I have felt shame at the contrast in the circumstances around my wedding. There was never any doubt I could obtain a wedding license to marry Peter. We selected a summer day for our nuptials when family and friends could join us. Forever impacted by Princess Diana’s wedding, I agonized over all the details of our wedding day for months. I certainly didn’t have to sleep on the sidewalk the night before I married my soul mate. No one thought I was a threat to their family because I wanted to start my own.
And so, Monday morning, Peter, the kids and I headed off to the Salt Lake County building again to witness more friends marry. We felt like we couldn’t go empty handed. You don’t do that at a wedding. And yet, what do you get for hundreds of couples? Well, we knew they didn’t have time to plan all the details, like the music, so we took our instruments and played all the wedding standards: Pachelbel, Bach, Mouret and more until our arms hurt. Our girls sang “Morning Has Broken” and never has that song felt more right.
I heard the cheer go up when someone shouted, “The stay has been denied!” Everyone who stood in the line that wrapped around two floors of the building was going to be able to get married that day. And yet, no one knows if another court may yet grant a stay. Or, if the State of Utah might win its appeal.
I know not everyone believes in gay marriage; people are free to have their opinions. And, religions do not have to marry same sex couples if they do not wish to, although many faiths welcome the opportunity. As for me, the LGBT community has strengthened my appreciation of marriage and family. I have witnessed that the right to legally commit yourself to the person you love is powerful. People will drop everything to do it. They will wear a Chuck-a-Rama shirt if they have to.

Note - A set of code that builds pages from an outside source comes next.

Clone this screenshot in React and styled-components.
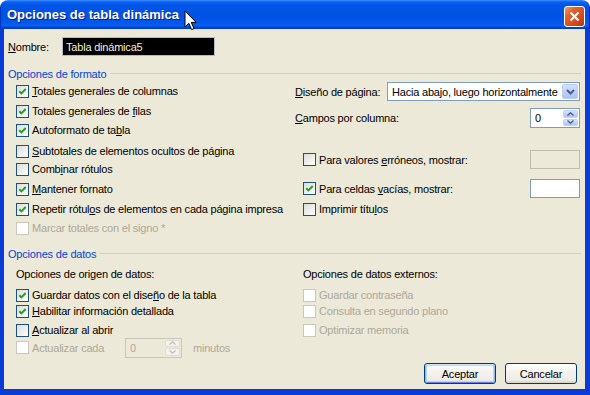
import styled, { createGlobalStyle } from "styled-components";

const GlobalStyle = createGlobalStyle`
  html, body {
    margin: 0;
    padding: 0;
    background: #ffffff;
  }
  body {
    font-family: "Liberation Sans", Arial, sans-serif;
    font-size: 11px;
  }
`;

function CheckMark() {
  return (
    <svg width="11" height="11" viewBox="0 0 11 11">
      <path d="M2.3 5.2 L4.4 7.4 L8.7 3" fill="none" stroke="#21a121" strokeWidth="2" />
    </svg>
  );
}

function Check({ checked, disabled, mt = 0, h = 18, width, children }) {
  return (
    <CheckRow $mt={mt} $h={h} $width={width} $disabled={disabled}>
      <Box $disabled={disabled}>{checked && <CheckMark />}</Box>
      <span>{children}</span>
    </CheckRow>
  );
}

function Spinner({ value, width, disabled }) {
  const c = disabled ? "#c4c2b8" : "#4d6185";
  return (
    <SpinBox $width={width} $disabled={disabled}>
      <SpinValue>{value}</SpinValue>
      <SpinButtons>
        <SpinHalf $disabled={disabled}>
          <svg width="7" height="4" viewBox="0 0 7 4">
            <path d="M0.5 3.5 L3.5 0.8 L6.5 3.5" fill="none" stroke={c} strokeWidth="1.4" />
          </svg>
        </SpinHalf>
        <SpinHalf $disabled={disabled}>
          <svg width="7" height="4" viewBox="0 0 7 4">
            <path d="M0.5 0.5 L3.5 3.2 L6.5 0.5" fill="none" stroke={c} strokeWidth="1.4" />
          </svg>
        </SpinHalf>
      </SpinButtons>
    </SpinBox>
  );
}

export default function App() {
  return (
    <>
      <GlobalStyle />
      <Window>
        <TitleBar>
          <Title>Opciones de tabla dinámica</Title>
          <CloseButton>
            <svg width="11" height="11" viewBox="0 0 11 11">
              <path d="M1.5 1.5 L9.5 9.5 M9.5 1.5 L1.5 9.5" stroke="#fff" strokeWidth="2.2" />
            </svg>
          </CloseButton>
        </TitleBar>

        <Body>
          <NameRow>
            <NameLabel><Key>N</Key>ombre:</NameLabel>
            <NameInput>Tabla dinámica5</NameInput>
          </NameRow>

          <GroupHeading $mt={11}>Opciones de formato</GroupHeading>
          <Columns>
            <Column>
              <Check checked mt={2}><Key>T</Key>otales generales de columnas</Check>
              <Check checked mt={2}>Totales generales de <Key>f</Key>ilas</Check>
              <Check checked mt={1}>Autoformato de ta<Key>b</Key>la</Check>
              <Check mt={3}><Key>S</Key>ubtotales de elementos ocultos de página</Check>
              <Check mt={0}>Comb<Key>i</Key>nar rótulos</Check>
              <Check checked mt={2}><Key>M</Key>antener fornato</Check>
              <Check checked mt={2}>Repetir rótul<Key>o</Key>s de elementos en cada página impresa</Check>
              <Check disabled mt={1}>Marcar totales con el signo *</Check>
            </Column>

            <Column>
              <FieldRow $mt={2} $h={19}>
                <span><Key>D</Key>iseño de página:</span>
                <Select>
                  <SelectText>Hacia abajo, luego horizontalmente</SelectText>
                  <DropButton>
                    <svg width="9" height="6" viewBox="0 0 9 6">
                      <path d="M1 1 L4.5 4.5 L8 1" fill="none" stroke="#4d6185" strokeWidth="2" />
                    </svg>
                  </DropButton>
                </Select>
              </FieldRow>
              <FieldRow $mt={7} $h={20}>
                <span><Key>C</Key>ampos por columna:</span>
                <Spinner value="0" width={50} />
              </FieldRow>
              <FieldRow $mt={22} $h={19} $indent={8}>
                <Check h={19}>Para valores <Key>e</Key>rróneos, mostrar:</Check>
                <TextBox $disabled />
              </FieldRow>
              <FieldRow $mt={10} $h={19} $indent={8}>
                <Check checked h={19}>Para celdas <Key>v</Key>acías, mostrar:</Check>
                <TextBox />
              </FieldRow>
              <FieldRow $mt={2} $h={18} $indent={8}>
                <Check>Imprimir títu<Key>l</Key>os</Check>
              </FieldRow>
            </Column>
          </Columns>

          <GroupHeading $mt={10}>Opciones de datos</GroupHeading>
          <Columns>
            <Column>
              <SubLabel>Opciones de origen de datos:</SubLabel>
              <Check checked mt={6} h={16}>Guardar datos con el dise<Key>ñ</Key>o de la tabla</Check>
              <Check checked h={16}><Key>H</Key>abilitar información detallada</Check>
              <Check mt={3} h={16}><Key>A</Key>ctualizar al abrir</Check>
              <RefreshRow>
                <Check disabled h={19} width={109}>Actualizar cada</Check>
                <Spinner value="0" width={57} disabled />
                <Minutes>minutos</Minutes>
              </RefreshRow>
            </Column>

            <Column $indent={8}>
              <SubLabel>Opciones de datos externos:</SubLabel>
              <Check disabled mt={6} h={16}>Guardar contraseña</Check>
              <Check disabled h={16}>Consulta en segundo plano</Check>
              <Check disabled mt={3} h={16}>Optimizar memoria</Check>
            </Column>
          </Columns>

          <ButtonRow>
            <Button $default>Aceptar</Button>
            <Button>Cancelar</Button>
          </ButtonRow>
        </Body>

        <Cursor width="13" height="21" viewBox="0 0 13 21">
          <path d="M1 1 L1 17 L4.8 13.3 L7.6 19.6 L10 18.6 L7.3 12.4 L12.2 12.4 Z" fill="#fff" stroke="#000" strokeWidth="1" strokeLinejoin="round" />
        </Cursor>
      </Window>
    </>
  );
}

const Window = styled.div`
  position: relative;
  width: 590px;
  height: 395px;
  display: flex;
  flex-direction: column;
  border-radius: 8px 8px 0 0;
  overflow: hidden;
`;

const TitleBar = styled.div`
  height: 29px;
  flex-shrink: 0;
  display: flex;
  align-items: flex-start;
  justify-content: space-between;
  background: linear-gradient(
    to bottom,
    #3d8eff 0%,
    #0a5ff0 7%,
    #0054e6 20%,
    #0052e3 55%,
    #0059ec 80%,
    #0c5ff4 88%,
    #0046d2 94%,
    #003bc4 100%
  );
  border-left: 1px solid #0036b8;
  border-right: 1px solid #00249e;
`;

const Title = styled.div`
  margin: 7px 0 0 6px;
  line-height: 16px;
  font-family: "Liberation Sans", Arial, sans-serif;
  font-weight: bold;
  font-size: 13px;
  color: #ffffff;
  text-shadow: 1px 1px 0 #0a1a8a;
`;

const CloseButton = styled.div`
  width: 21px;
  height: 21px;
  box-sizing: border-box;
  margin: 6px 4px 0 0;
  display: flex;
  align-items: center;
  justify-content: center;
  border: 1px solid #ffffff;
  border-radius: 3px;
  background: linear-gradient(135deg, #f19a7a 0%, #e2602f 30%, #d24c21 65%, #b9380f 100%);
`;

const Body = styled.div`
  flex: 1;
  display: flex;
  flex-direction: column;
  background: #ece9d8;
  border-style: solid;
  border-color: #0a3bd6;
  border-width: 0 5px 6px 4px;
  color: #000000;
  letter-spacing: -0.2px;
`;

const Key = styled.span`
  text-decoration: underline;
`;

const NameRow = styled.div`
  display: flex;
  align-items: center;
  height: 19px;
  margin-top: 8px;
  padding-left: 4px;
`;

const NameLabel = styled.span`
  width: 54px;
`;

const NameInput = styled.div`
  width: 153px;
  height: 19px;
  box-sizing: border-box;
  padding-left: 3px;
  display: flex;
  align-items: center;
  border: 1px solid #b7bcc4;
  background: #000000;
  color: #f3efd8;
`;

const GroupHeading = styled.div`
  display: flex;
  align-items: center;
  gap: 4px;
  height: 13px;
  margin-top: ${p => p.$mt}px;
  padding: 0 4px;
  color: #0046d5;

  &::after {
    content: "";
    flex: 1;
    height: 1px;
    background: #d0d0bf;
  }
`;

const Columns = styled.div`
  display: grid;
  grid-template-columns: 279px 1fr;
  padding: 0 5px 0 12px;
`;

const Column = styled.div`
  display: flex;
  flex-direction: column;
  padding-left: ${p => p.$indent || 0}px;
`;

const CheckRow = styled.label`
  display: flex;
  align-items: center;
  gap: 3px;
  height: ${p => p.$h}px;
  margin-top: ${p => p.$mt}px;
  width: ${p => (p.$width ? `${p.$width}px` : "auto")};
  flex-shrink: 0;
  white-space: nowrap;
  color: ${p => (p.$disabled ? "#aca899" : "#000000")};
`;

const Box = styled.span`
  width: 13px;
  height: 13px;
  box-sizing: border-box;
  flex-shrink: 0;
  display: flex;
  align-items: center;
  justify-content: center;
  border: 1px solid ${p => (p.$disabled ? "#cac8bb" : "#1c5180")};
  background: ${p =>
    p.$disabled ? "#ffffff" : "linear-gradient(135deg, #dcdcd7 0%, #ffffff 100%)"};
`;

const FieldRow = styled.div`
  display: flex;
  align-items: center;
  justify-content: space-between;
  height: ${p => p.$h}px;
  margin-top: ${p => p.$mt}px;
  padding-left: ${p => p.$indent || 0}px;
`;

const Select = styled.div`
  width: 193px;
  height: 19px;
  box-sizing: border-box;
  display: flex;
  align-items: center;
  border: 1px solid #7f9db9;
  background: #ffffff;
`;

const SelectText = styled.span`
  flex: 1;
  padding-left: 4px;
  white-space: nowrap;
  overflow: hidden;
`;

const DropButton = styled.span`
  width: 16px;
  height: 15px;
  margin-right: 1px;
  box-sizing: border-box;
  display: flex;
  align-items: center;
  justify-content: center;
  border: 1px solid #bccdf6;
  border-radius: 2px;
  background: linear-gradient(to bottom, #d6e2fc 0%, #bcd0fa 50%, #abc2f5 100%);
`;

const SpinBox = styled.div`
  width: ${p => p.$width}px;
  height: 20px;
  box-sizing: border-box;
  display: flex;
  align-items: stretch;
  border: 1px solid ${p => (p.$disabled ? "#c9c7ba" : "#7f9db9")};
  background: ${p => (p.$disabled ? "#ece9d8" : "#ffffff")};
  color: ${p => (p.$disabled ? "#aca899" : "#000000")};
`;

const SpinValue = styled.span`
  flex: 1;
  display: flex;
  align-items: center;
  padding-left: 4px;
`;

const SpinButtons = styled.span`
  width: 15px;
  margin: 1px;
  display: flex;
  flex-direction: column;
  gap: 1px;
`;

const SpinHalf = styled.span`
  flex: 1;
  display: flex;
  align-items: center;
  justify-content: center;
  border-radius: 2px;
  background: ${p =>
    p.$disabled
      ? "#f4f3ee"
      : "linear-gradient(to bottom, #d6e2fc 0%, #bcd0fa 60%, #abc2f5 100%)"};
  border: 1px solid ${p => (p.$disabled ? "#e0ded3" : "#c4d4f8")};
`;

const TextBox = styled.div`
  width: 50px;
  height: 19px;
  box-sizing: border-box;
  border: 1px solid ${p => (p.$disabled ? "#bfbdb1" : "#7f9db9")};
  background: ${p => (p.$disabled ? "#ece9d8" : "#ffffff")};
`;

const SubLabel = styled.div`
  height: 13px;
  line-height: 13px;
  margin-top: 8px;
  padding-left: 0;
`;

const RefreshRow = styled.div`
  display: flex;
  align-items: center;
  height: 19px;
`;

const Minutes = styled.span`
  margin-left: 11px;
  color: #aca899;
`;

const ButtonRow = styled.div`
  display: flex;
  justify-content: flex-end;
  gap: 9px;
  margin-top: 6px;
  padding-right: 8px;
`;

const Button = styled.div`
  width: 72px;
  height: 21px;
  box-sizing: border-box;
  display: flex;
  align-items: center;
  justify-content: center;
  border: 1px solid #003c74;
  border-radius: 3px;
  background: linear-gradient(to bottom, #ffffff 0%, #f4f3ee 40%, #ecebe6 85%, #d6d0c5 100%);
  box-shadow: ${p =>
    p.$default
      ? "inset 0 1px 0 #cee7ff, inset 1px 0 0 #98b8ea, inset -1px 0 0 #98b8ea, inset 0 -1px 0 #6982ee, inset 0 0 0 2px #bcd4f6"
      : "none"};
`;

const Cursor = styled.svg`
  position: absolute;
  left: 184px;
  top: 10px;
`;
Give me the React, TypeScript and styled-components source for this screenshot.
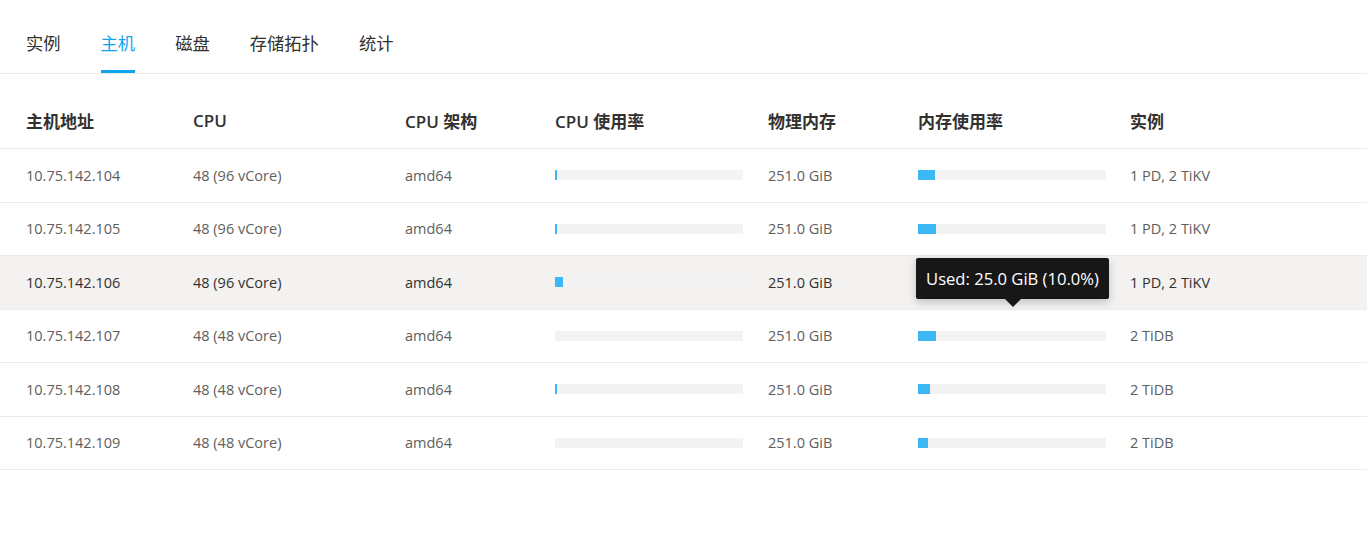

They will freeze all night in order to have their relationship formally recognized and honored. People with such commitment bring something precious to the State of Utah. They inspire me to cherish my marriage more deeply and to realize how much I take for granted.
I hope as my girls grow up that they will never forget what they have seen over these historic days. I hope they will remember what a remarkable thing love is, what a precious gift it is to find someone who wants to walk through life hand in hand whatever it may bring. I hope they will remember that marriage is about dropping everything to be with the person you love, that it sustains you when life is cold and that Chuck-a-Rama shirts don’t really matter when you have your best friend. But I also hope that my daughters will come to expect a world where all couples are shown the same dignity that their parents were. I hope someday to live in a state where any loving adult couple can expect they can walk into the County Clerk’s office on any weekday and obtain a marriage license without fear of stays or appeals. Then, I think we will be a state with family values.